Rows from a dataset of pages and code:
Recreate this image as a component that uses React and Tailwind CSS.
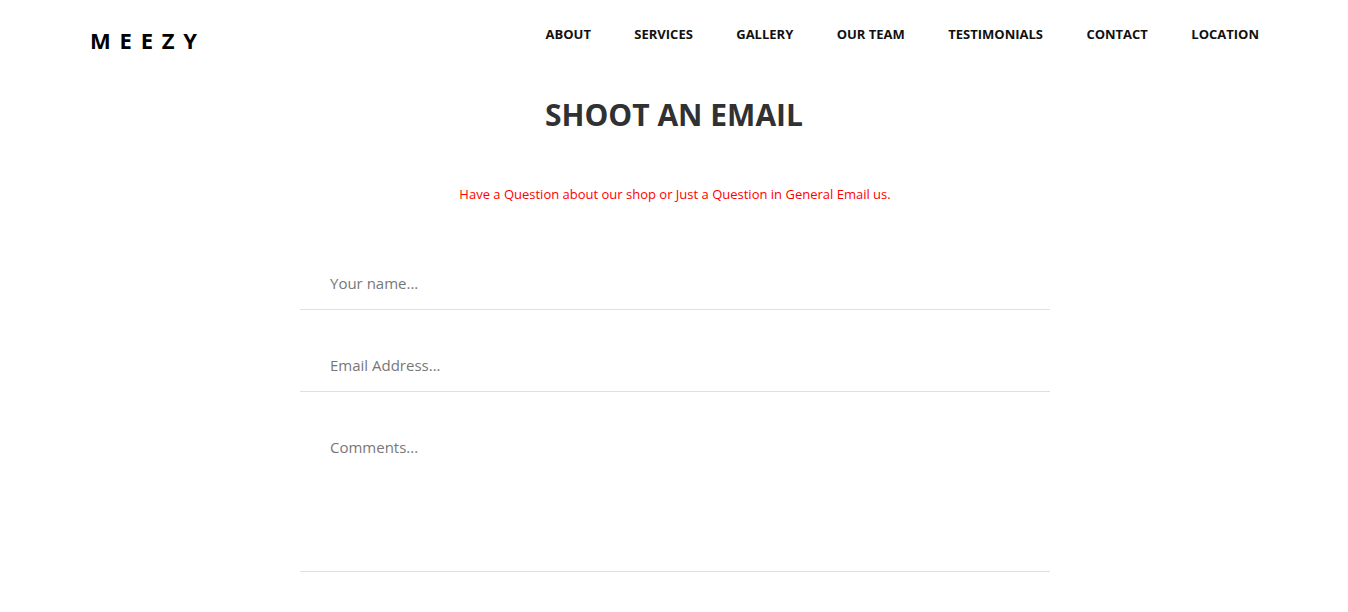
export default function App() {
  const links = ['ABOUT', 'SERVICES', 'GALLERY', 'OUR TEAM', 'TESTIMONIALS', 'CONTACT', 'LOCATION'];

  return (
    <div className="min-h-screen bg-white font-['Open_Sans',sans-serif]">
      <header className="flex items-center justify-between pl-[90px] pr-[89px] h-[70px] pb-[2px]">
        <a href="#" className="text-[22px] font-bold tracking-[0.4em] text-black leading-none mt-[12px]">
          MEEZY
        </a>
        <nav className="flex items-center gap-[43.4px]">
          {links.map((l) => (
            <a key={l} href="#" className="text-[13px] font-bold text-[#111] leading-none">
              {l}
            </a>
          ))}
        </nav>
      </header>

      <section className="flex flex-col items-center">
        <h1 className="text-[30px] font-bold text-[#2f3133] leading-none mt-[30px]">SHOOT AN EMAIL</h1>
        <p className="text-[13px] text-[#ff0000] mt-[58px] ml-[2px] leading-none">
          Have a Question about our shop or Just a Question in General Email us.
        </p>

        <form className="w-[750px] mt-[57px] ml-[2px] flex flex-col">
          <input
            type="text"
            placeholder="Your name..."
            className="h-[52px] px-[30px] pb-[2px] text-[15px] text-[#555] placeholder:text-[#777] border-b border-[#e0e0e0] outline-none"
          />
          <input
            type="email"
            placeholder="Email Address..."
            className="h-[52px] mt-[30px] px-[30px] pb-[2px] text-[15px] text-[#555] placeholder:text-[#777] border-b border-[#e0e0e0] outline-none"
          />
          <textarea
            placeholder="Comments..."
            className="h-[150px] mt-[30px] px-[30px] pt-[15px] text-[15px] leading-[21px] text-[#555] placeholder:text-[#777] border-b border-[#e0e0e0] outline-none resize-none"
          />
        </form>
      </section>
    </div>
  );
}
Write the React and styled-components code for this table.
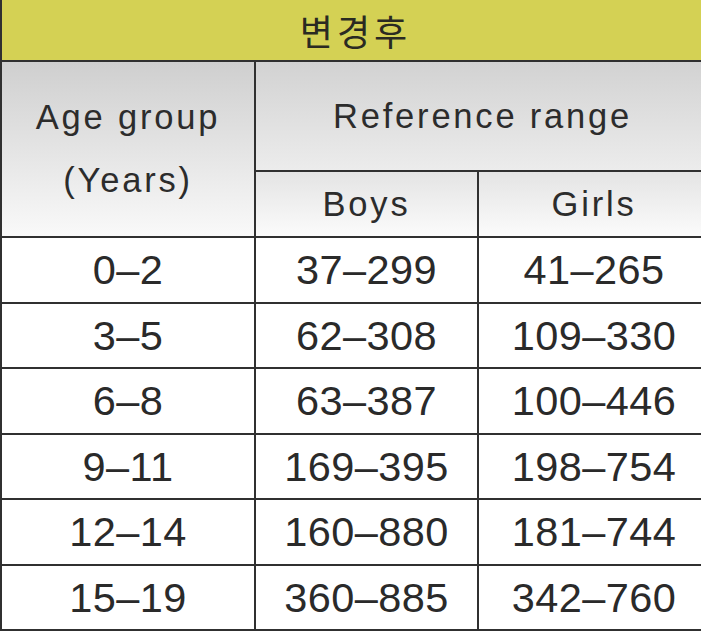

→ **WHAT IS REQUIRED**:
Repeat every record above exactly, but leave out any pictures.

→ **RESULT OF THE EXERCISE**:
Recreate this image as a component that uses React and Tailwind CSS.
export default function App() {
  const links = ['ABOUT', 'SERVICES', 'GALLERY', 'OUR TEAM', 'TESTIMONIALS', 'CONTACT', 'LOCATION'];

  return (
    <div className="min-h-screen bg-white font-['Open_Sans',sans-serif]">
      <header className="flex items-center justify-between pl-[90px] pr-[89px] h-[70px] pb-[2px]">
        <a href="#" className="text-[22px] font-bold tracking-[0.4em] text-black leading-none mt-[12px]">
          MEEZY
        </a>
        <nav className="flex items-center gap-[43.4px]">
          {links.map((l) => (
            <a key={l} href="#" className="text-[13px] font-bold text-[#111] leading-none">
              {l}
            </a>
          ))}
        </nav>
      </header>

      <section className="flex flex-col items-center">
        <h1 className="text-[30px] font-bold text-[#2f3133] leading-none mt-[30px]">SHOOT AN EMAIL</h1>
        <p className="text-[13px] text-[#ff0000] mt-[58px] ml-[2px] leading-none">
          Have a Question about our shop or Just a Question in General Email us.
        </p>

        <form className="w-[750px] mt-[57px] ml-[2px] flex flex-col">
          <input
            type="text"
            placeholder="Your name..."
            className="h-[52px] px-[30px] pb-[2px] text-[15px] text-[#555] placeholder:text-[#777] border-b border-[#e0e0e0] outline-none"
          />
          <input
            type="email"
            placeholder="Email Address..."
            className="h-[52px] mt-[30px] px-[30px] pb-[2px] text-[15px] text-[#555] placeholder:text-[#777] border-b border-[#e0e0e0] outline-none"
          />
          <textarea
            placeholder="Comments..."
            className="h-[150px] mt-[30px] px-[30px] pt-[15px] text-[15px] leading-[21px] text-[#555] placeholder:text-[#777] border-b border-[#e0e0e0] outline-none resize-none"
          />
        </form>
      </section>
    </div>
  );
}
Write the React and styled-components code for this table.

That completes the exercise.